Moreover, empirical research consistently shows that even among climate-concerned households, renovation decisions are driven less by environmental objectives than by immediate and tangible benefits, like bill savings, improved health, and everyday comfort. Outside the Global North, this gap often becomes wider, as policy programmes aimed at fostering pro-environmental motivation compete with more pressing concerns related to income insecurity, housing precarity, and basic affordability.

What gets lost in a narrow climate frame

Framing energy efficiency primarily as a climate and technical issue creates three structural problems.

First, it detaches housing from broader social welfare systems, even though — especially in the context of a housing affordability and cost-of-living crisis — housing and energy costs are among the most significant pressures on household budgets.

Second, it treats the home as a technical object rather than a lived environment. Yet, persistent problems of housing quality — cold or overheated homes, dampness, and poor insulation, to name a few — affect not only energy consumption but also health, productivity, children’s wellbeing, and everyday family life.

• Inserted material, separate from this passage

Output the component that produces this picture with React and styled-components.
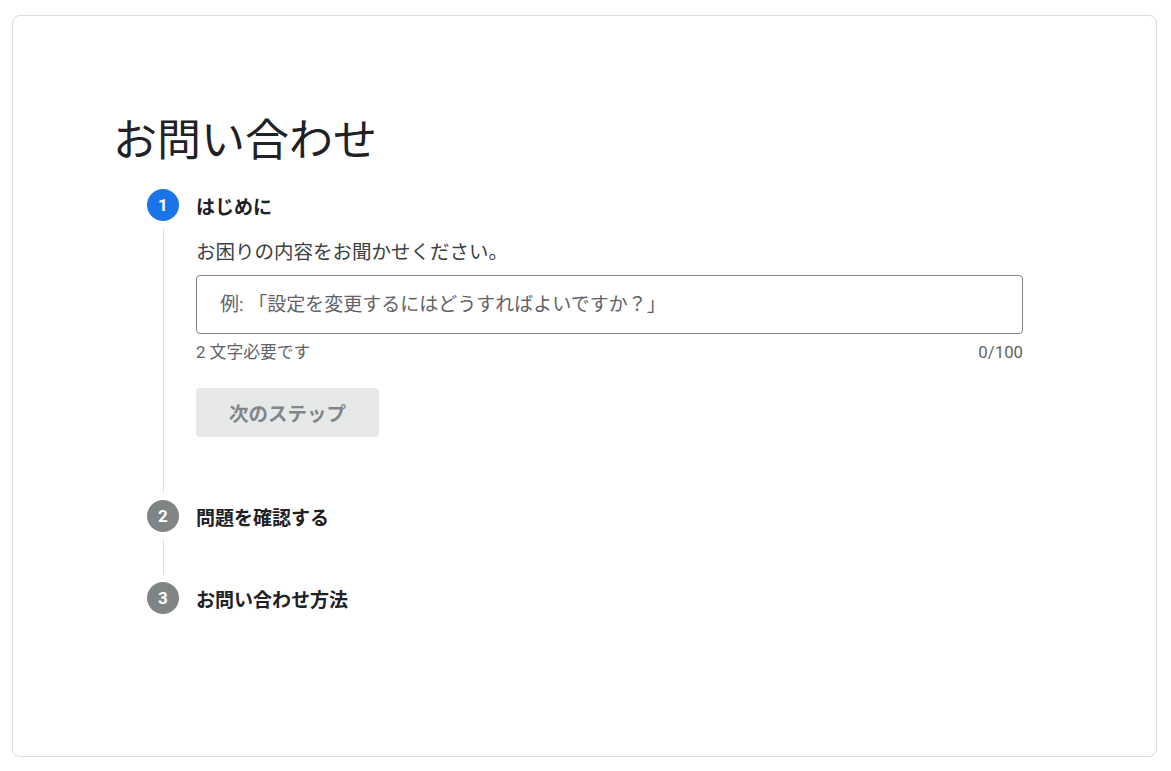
import React from "react";
import styled, { createGlobalStyle } from "styled-components";

const Global = createGlobalStyle`
  html, body { margin: 0; padding: 0; background: #ffffff; }
  body { font-family: Roboto, "Noto Sans CJK JP", "Noto Sans", sans-serif; color: #202124; }
  * { box-sizing: border-box; }
`;

const Page = styled.div`
  height: 100vh;
  padding: 15px 14px 14px 12px;
  display: flex;
`;

const Card = styled.main`
  flex: 1;
  border: 1px solid #dadce0;
  border-radius: 8px;
  padding: 97px 100px 0 100px;
  background: #fff;
`;

const Title = styled.h1`
  margin: 0;
  font-size: 44px;
  line-height: 56px;
  font-weight: 400;
  color: #202124;
`;

const Stepper = styled.ol`
  list-style: none;
  margin: 20px 0 0 34px;
  padding: 0;
`;

const StepRow = styled.li`
  display: flex;
  gap: 17px;
`;

const Rail = styled.div`
  width: 32px;
  display: flex;
  flex-direction: column;
  align-items: center;
  flex: none;
`;

const Circle = styled.div`
  width: 32px;
  height: 32px;
  border-radius: 50%;
  background: ${(p) => (p.$active ? "#1a73e8" : "#7f8584")};
  color: #fff;
  font-size: 17px;
  font-weight: 700;
  display: flex;
  align-items: center;
  justify-content: center;
  flex: none;
`;

const Connector = styled.div`
  flex: 1;
  width: 1px;
  background: #dadce0;
  margin: 8px 0 8px;
`;

const Body = styled.div`
  flex: 1;
  padding-bottom: ${(p) => p.$gap}px;
`;

const StepTitle = styled.div`
  height: 32px;
  display: flex;
  align-items: center;
  font-size: 19px;
  font-weight: 700;
  color: #202124;
`;

const Form = styled.div`
  max-width: 827px;
  padding-top: 18px;
`;

const Prompt = styled.p`
  margin: 0;
  font-size: 19.5px;
  line-height: 28px;
  color: #3c4043;
`;

const Field = styled.input`
  display: block;
  width: 100%;
  height: 59px;
  margin-top: 8px;
  padding: 0 23px;
  border: 1px solid #80868b;
  border-radius: 4px;
  font-family: inherit;
  font-size: 19px;
  color: #202124;
  outline: none;
  &::placeholder { color: #5f6368; }
`;

const HelperRow = styled.div`
  display: flex;
  justify-content: space-between;
  margin-top: 8px;
  font-size: 16.8px;
  line-height: 20px;
  color: #5f6368;
`;

const NextButton = styled.button`
  margin-top: 26px;
  height: 49px;
  padding: 0 33px;
  border: none;
  border-radius: 4px;
  background: #e6e9e8;
  color: #80868b;
  font-family: inherit;
  font-size: 19.5px;
  font-weight: 700;
  cursor: default;
`;

function Step({ num, title, active, last, gap, children }) {
  return (
    <StepRow>
      <Rail>
        <Circle $active={active}>{num}</Circle>
        {!last && <Connector />}
      </Rail>
      <Body $gap={gap}>
        <StepTitle>{title}</StepTitle>
        {children}
      </Body>
    </StepRow>
  );
}

export default function App() {
  return (
    <>
      <Global />
      <Page>
        <Card>
          <Title>お問い合わせ</Title>
          <Stepper>
            <Step num={1} title="はじめに" active gap={63}>
              <Form>
                <Prompt>お困りの内容をお聞かせください。</Prompt>
                <Field placeholder="例: 「設定を変更するにはどうすればよいですか？」" />
                <HelperRow>
                  <span>2 文字必要です</span>
                  <span>0/100</span>
                </HelperRow>
                <NextButton disabled>次のステップ</NextButton>
              </Form>
            </Step>
            <Step num={2} title="問題を確認する" gap={50} />
            <Step num={3} title="お問い合わせ方法" last gap={0} />
          </Stepper>
        </Card>
      </Page>
    </>
  );
}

Third, this framing obscures the deeply uneven distribution of impacts. Energy inefficiency and rising housing costs do not affect everyone equally: tenants, younger households, and lower-income groups bear a disproportionate burden. By subordinating these distributive questions to climate objectives, current policy narratives tend to sideline redistribution and protection where they are most needed.

Treating energy efficiency as part of social infrastructure fundamentally changes how policy goals, responsibilities, and instruments are defined. The objective shifts beyond CO₂ reductions and energy performance certificates and towards warmth, health, and bill stability. Responsibility moves away from the individualised logic of ‘invest now, benefit later’ and towards a collective obligation to secure basic living conditions. And policy tools change accordingly: where energy efficiency functions as social protection, grants, direct provision, and regulation — especially in rental housing — become central, replacing the current reliance on loans and tax incentives.

EU policy has already begun to broaden the frame by incorporating concerns about energy poverty, health, costs, and quality of life. Yet, these social dimensions are still largely treated as secondary benefits or policy justifications, rather than as core entitlements that energy efficiency policy is meant to deliver.

Why reframing energy efficiency matters globally

If this mismatch between public policy and private goals is visible in Europe — arguably one of the world’s most climate-conscious regions, with comparatively strong institutions and public support — then it becomes even more consequential in the contexts to which Europe exports its climate vocabulary, expertise, and policy templates. There, households often face sharper affordability constraints, weaker safety nets, and more precarious housing conditions, making investment-led, awareness-based approaches even less likely to reach those living in the coldest and least efficient homes. Yet, decarbonisation is ultimately a shared, planetary task: climate targets cannot be met through policies that only work well for the already secure.

Reframing energy efficiency around people’s lived experience — warmth, health, and bill stability — does not sideline climate objectives. It is a way of making them achievable at scale, both by aligning climate action with the everyday realities that actually drive decisions and by building the social legitimacy without which transitions slow down, fragment, or stall.